Frequently Asked Questions
What is a good OEE score for a steel plant?
World-class is 85%+, achieved by fewer than 5% of steel plants. Good performance is 75–85%. Most plants operate at 60–75%. Each OEE point on a 2M tonne/year plant represents approximately $12M in annual production value, so even 2–3 point improvements deliver significant financial impact.
How is OEE calculated for steel plant operations?
OEE = Availability × Performance × Quality. Availability = (Scheduled Time − All Downtime) ÷ Scheduled Time. Performance = Actual Throughput ÷ Theoretical Maximum (using product-specific speeds). Quality = Good Tonnes ÷ Total Tonnes. All three are expressed as percentages and multiplied together. CMMS provides the availability data automatically; production and quality systems provide the other two components.
How does CMMS improve OEE in steel plants?

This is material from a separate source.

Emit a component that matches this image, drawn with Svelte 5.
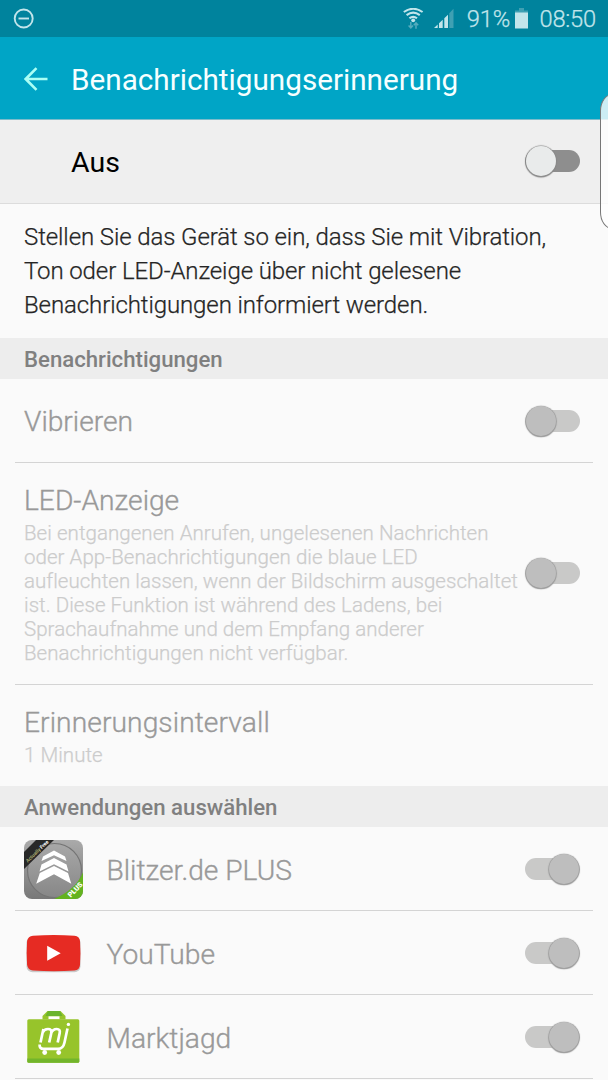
<script lang="ts">
  let reminder = $state(false)

  let settings = $state([
    { title: 'Vibrieren', on: false, lines: [] as string[], toggle: true },
    {
      title: 'LED-Anzeige',
      on: false,
      toggle: true,
      lines: [
        'Bei entgangenen Anrufen, ungelesenen Nachrichten',
        'oder App-Benachrichtigungen die blaue LED',
        'aufleuchten lassen, wenn der Bildschirm ausgeschaltet',
        'ist. Diese Funktion ist während des Ladens, bei',
        'Sprachaufnahme und dem Empfang anderer',
        'Benachrichtigungen nicht verfügbar.'
      ]
    },
    { title: 'Erinnerungsintervall', on: false, lines: ['1 Minute'], toggle: false }
  ])

  const apps = [
    { id: 'blitzer', name: 'Blitzer.de PLUS' },
    { id: 'youtube', name: 'YouTube' },
    { id: 'marktjagd', name: 'Marktjagd' }
  ]
</script>

{#snippet toggle(on: boolean, disabled: boolean)}
  <span class="switch" class:on class:disabled><span class="thumb"></span></span>
{/snippet}

<div class="screen">
  <div class="statusbar">
    <svg class="dnd" width="22" height="22" viewBox="0 0 22 22">
      <circle cx="10.700" cy="10.500" r="9" />
      <path d="M5.500 10.500h10.500" />
    </svg>
    <span class="spacer"></span>
    <svg class="wifi" width="21" height="22" viewBox="0 0 21 22">
      <path class="arc" d="M.8 4Q10.200-2.400 19.600 4M3.600 7.200Q10.200 2.200 16.800 7.200M6.400 10.300Q10.200 7.300 14 10.300" />
      <circle cx="10.200" cy="12.300" r="1.900" />
      <path class="data" d="M7.800 14v6M5.600 17.600l2.200 2.400 2.200-2.400M13 20.700v-6M10.800 17.200l2.200-2.400 2.200 2.400" />
    </svg>
    <svg class="signal" width="20" height="21" viewBox="0 0 20 21">
      <path d="M0 20L3.700 16.500V20zM5 15.200l3.700-3.500V20H5zM10.300 10.200L14 6.700V20h-3.700z" />
      <path class="dim" d="M15.300 5.200L19.500.8V20h-4.200z" />
    </svg>
    <span class="percent">91%</span>
    <svg class="battery" width="13" height="22" viewBox="0 0 13 22">
      <path class="dim" d="M4 0h5v2.500h4V6H0V2.500h4z" />
      <path d="M0 4.500h13V20.500H0z" />
    </svg>
    <span class="clock">08:50</span>
  </div>

  <header>
    <svg width="24" height="24" viewBox="0 0 24 24">
      <path d="M23.500 12H2M12.500 1.200L1.700 12l10.800 10.800" />
    </svg>
    <h1>Benachrichtigungserinnerung</h1>
  </header>

  <div class="master">
    <span class="state">Aus</span>
    {@render toggle(reminder, false)}
  </div>

  <p class="intro">
    Stellen Sie das Gerät so ein, dass Sie mit Vibration,<br />
    Ton oder LED-Anzeige über nicht gelesene<br />
    Benachrichtigungen informiert werden.
  </p>

  <h2>Benachrichtigungen</h2>
  {#each settings as item, i}
    <div class="row setting s{i}">
      <div class="label">
        <span class="title">{item.title}</span>
        {#each item.lines as line}
          <span class="sub">{line}</span>
        {/each}
      </div>
      {#if item.toggle}
        {@render toggle(item.on, true)}
      {/if}
    </div>
  {/each}

  <h2>Anwendungen auswählen</h2>
  {#each apps as app}
    <div class="row app">
      <svg class="icon" width="60" height="60" viewBox="0 0 60 60">
        {#if app.id === 'blitzer'}
          <defs>
            <linearGradient id="steel" x1="0" y1="0" x2="0" y2="1">
              <stop offset="0" stop-color="#aaaaaa" />
              <stop offset="1" stop-color="#777777" />
            </linearGradient>
            <linearGradient id="disc" x1="0" y1="0" x2="0" y2="1">
              <stop offset="0" stop-color="#a8a8a8" />
              <stop offset="1" stop-color="#878787" />
            </linearGradient>
            <clipPath id="tile"><rect x="0" y="0" width="59" height="59" rx="8" /></clipPath>
          </defs>
          <g clip-path="url(#tile)">
            <rect width="60" height="60" fill="url(#steel)" />
            <circle cx="30.500" cy="30.500" r="27" fill="url(#disc)" stroke="#747474" stroke-width="1.200" />
            <path d="M60 29.500Q54 49 29 59.500H60z" fill="#63b31f" />
            <path d="M0 12L12 0H30L0 29z" fill="#282828" />
          </g>
          <text class="ribbon" transform="translate(3.800 22.800) rotate(-44)"><tspan fill="#a5a56c">Actually</tspan> Free</text>
          <text class="plus" transform="translate(46.800 57.800) rotate(-46)">PLUS</text>
          <g fill="#fff">
            <path d="M30 10.500L41 16.500 42.500 21 30 15.300 17.500 21 19 16.500z" />
            <path d="M30 18L42.500 24.500 44.500 31.500 30 24.300 15.500 31.500 17.500 24.500z" />
            <path d="M30 26L44 33 47.300 43.700 30 34.200 12.200 43.700 15.800 33z" />
          </g>
        {:else if app.id === 'youtube'}
          <rect x="2.500" y="12.700" width="54" height="35.500" rx="6" fill="#c9c9c9" />
          <path d="M9 11.700Q30 10.400 50.500 11.700 55.500 12.200 56 17 56.900 29 56 41 55.500 46 50.500 46.500 30 47.800 9 46.500 4 46 3.100 41 2.200 29 3.100 17 4 12.200 9 11.700z" fill="#e62b23" />
          <path d="M23.200 21.700L36.700 29.200 23.200 36.700z" fill="#fff" />
        {:else}
          <g transform="translate(0 -4.500)">
            <path d="M18.500 16V12.500L23.500 7.500h13L41.500 12.500V16z" fill="#97c42b" />
            <path d="M24 7.500h12l2.500 5h-17z" fill="#6ab42d" />
            <rect x="24.500" y="12.800" width="11" height="3" fill="#fff" />
            <rect x="3.300" y="15.700" width="52" height="43.500" rx="1.500" fill="#97c42b" />
            <path d="M3.300 55h52v2.900q0 1.300-1.500 1.300H4.800q-1.500 0-1.500-1.300z" fill="#72b52b" />
            <path class="cart" d="M16.500 39L19.400 25.500M18.700 29Q20.200 25.500 24 25.500 28 25.500 27.300 29.500L25.200 39M27 30Q28.800 25.500 32.800 25.500 36.500 25.500 35.700 29.500L33.700 39M43.500 25L40.500 39Q39.200 45.300 34 45.300H19.500Q15.300 45.300 15.600 41" />
            <circle cx="44.400" cy="20.900" r="1.700" fill="#fff" />
            <circle cx="20.700" cy="49" r="2.400" fill="#fff" />
            <circle cx="34.700" cy="49" r="2.400" fill="#fff" />
          </g>
        {/if}
      </svg>
      <span class="title">{app.name}</span>
      {@render toggle(true, true)}
    </div>
  {/each}

  <div class="edge-handle"></div>
</div>

<style>
  :global(body) {
    margin: 0;
  }

  .screen {
    position: relative;
    width: 608px;
    height: 1080px;
    overflow: hidden;
    background: #fafafa;
    font-family: Roboto, sans-serif;
    white-space: nowrap;
  }

  .statusbar {
    display: flex;
    align-items: center;
    box-sizing: border-box;
    height: 37px;
    padding: 0 12px 0 13px;
    background: #00839d;
    color: #c2e5eb;
    font-size: 23.7px;
    font-weight: 300;
    letter-spacing: -0.2px;
    -webkit-text-stroke: 0.25px;
  }

  .statusbar svg {
    flex: none;
    fill: #c2e5eb;
  }

  .statusbar .dim {
    fill: #3fa0b3;
  }

  .statusbar .dnd {
    fill: none;
    stroke: #c2e5eb;
    stroke-width: 1.9;
  }

  .spacer {
    flex: 1;
  }

  .wifi .arc {
    fill: none;
    stroke: #c2e5eb;
    stroke-width: 2.1;
  }

  .wifi .data {
    fill: none;
    stroke: #55acbd;
    stroke-width: 1.5;
  }

  .signal {
    margin: 0 13px 0 9.5px;
  }

  .percent,
  .clock {
    padding-top: 1px;
  }

  .battery {
    margin: 0 11.5px 0 5px;
  }

  header {
    display: flex;
    align-items: center;
    box-sizing: border-box;
    height: 83px;
    padding: 2px 0 0 24px;
    gap: 23px;
    background: #00a5c6;
    border-bottom: 1px solid #7cbccb;
  }

  header svg {
    margin-top: -1px;
  }

  header path {
    fill: none;
    stroke: #aafff5;
    stroke-width: 2.6;
  }

  h1 {
    margin: 0;
    color: #f6ffff;
    font-size: 29.7px;
    font-weight: 400;
  }

  .master {
    display: flex;
    align-items: center;
    justify-content: space-between;
    box-sizing: border-box;
    height: 84px;
    padding: 0 28px 1px 71px;
    background: #efefef;
    border-bottom: 1px solid #dcdcdc;
    color: #000;
    font-size: 28.5px;
  }

  .state {
    padding-top: 2px;
  }

  .intro {
    box-sizing: border-box;
    height: 133.5px;
    margin: 0;
    padding: 17px 24px 0;
    color: #252525;
    font-size: 24px;
    font-weight: 300;
    letter-spacing: -0.1px;
    line-height: 33.9px;
    -webkit-text-stroke: 0.25px;
  }

  h2 {
    height: 41px;
    margin: 0;
    padding-left: 24px;
    background: #ededed;
    color: #808080;
    font-size: 22.2px;
    font-weight: 500;
    line-height: 43px;
  }

  .row {
    display: flex;
    align-items: center;
    box-sizing: border-box;
    height: 84px;
    margin: 0 15px;
    padding: 0 13px 0 9px;
    border-bottom: 1px solid #d4d4d4;
  }

  .title {
    color: #999;
    font-size: 28.2px;
    font-weight: 300;
    line-height: 40px;
    -webkit-text-stroke: 0.35px;
  }

  .label {
    display: flex;
    flex: 1;
    flex-direction: column;
    width: 0;
  }

  .s0 {
    padding-top: 1px;
  }

  .s0 .label {
    padding-top: 2px;
  }

  .s1 {
    height: 222px;
  }

  .s1 .label,
  .s2 .label {
    margin-top: -1px;
  }

  .s2 {
    height: 101.5px;
    border-bottom: 0;
  }

  .s2 .title {
    letter-spacing: 0.08px;
  }

  .sub {
    color: #ccc;
    font-size: 20.5px;
    font-weight: 300;
    letter-spacing: 0.04px;
    line-height: 24px;
    -webkit-text-stroke: 0.25px;
  }

  .app {
    padding-left: 8.5px;
    padding-right: 13.5px;
  }

  .app .title {
    flex: 1;
    margin-left: 23px;
    padding-top: 4px;
  }

  .icon {
    flex: none;
    margin-top: 2px;
    overflow: visible;
  }

  .ribbon {
    fill: #fff;
    font-size: 5px;
    font-weight: 700;
  }

  .plus {
    fill: #fff;
    font-size: 7.2px;
    font-weight: 900;
  }

  .cart {
    fill: none;
    stroke: #fff;
    stroke-width: 2.7;
    stroke-linejoin: round;
  }

  .switch {
    display: flex;
    align-items: center;
    flex: none;
    width: 55px;
    height: 22px;
    border-radius: 11px;
    background: #8e8e8e;
  }

  .switch.on {
    justify-content: flex-end;
  }

  .switch.disabled {
    background: #c9c9c8;
  }

  .thumb {
    width: 30px;
    height: 30px;
    margin-left: 0.5px;
    border-radius: 50%;
    background: #e9ebeb;
    box-shadow: 0 0.5px 1px 1px #888;
  }

  .disabled .thumb {
    background: #bebebe;
    box-shadow: 0 0.5px 1px 0.8px #999;
  }

  .on .thumb {
    margin-right: 0.5px;
  }

  /* side panel grip that sticks out over the right screen border */
  .edge-handle {
    position: absolute;
    top: 94px;
    right: -19px;
    box-sizing: border-box;
    width: 27px;
    height: 135px;
    border: 1px solid #777;
    border-radius: 12px / 17px;
    background: rgba(255, 255, 255, 0.8);
  }
</style>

CMMS improves OEE in three ways: it captures accurate downtime data (feeding the availability calculation), it enables predictive maintenance that prevents breakdowns (recovering 3–5 availability points), and it tracks equipment condition that drives speed restrictions (recovering 2–4 performance points). Typical CMMS-driven OEE improvement: 8–15 points in the first 12–18 months.
How often should OEE be calculated?
Per shift (for actionable insights), displayed daily (for trend visibility), reviewed weekly (for improvement planning), and reported monthly (for management). Shift-level data reveals the variation that identifies problems — monthly averages hide them. With CMMS automation, per-shift calculation requires zero manual effort.
Which steel plant area should OEE focus on first?
The bottleneck — the production area with the lowest OEE that constrains plant-wide throughput. Typically the continuous caster or the hot rolling mill. Improving OEE on the bottleneck directly increases plant output. Improving non-bottleneck areas creates buffer capacity but doesn't immediately increase total production. Always start with the constraint.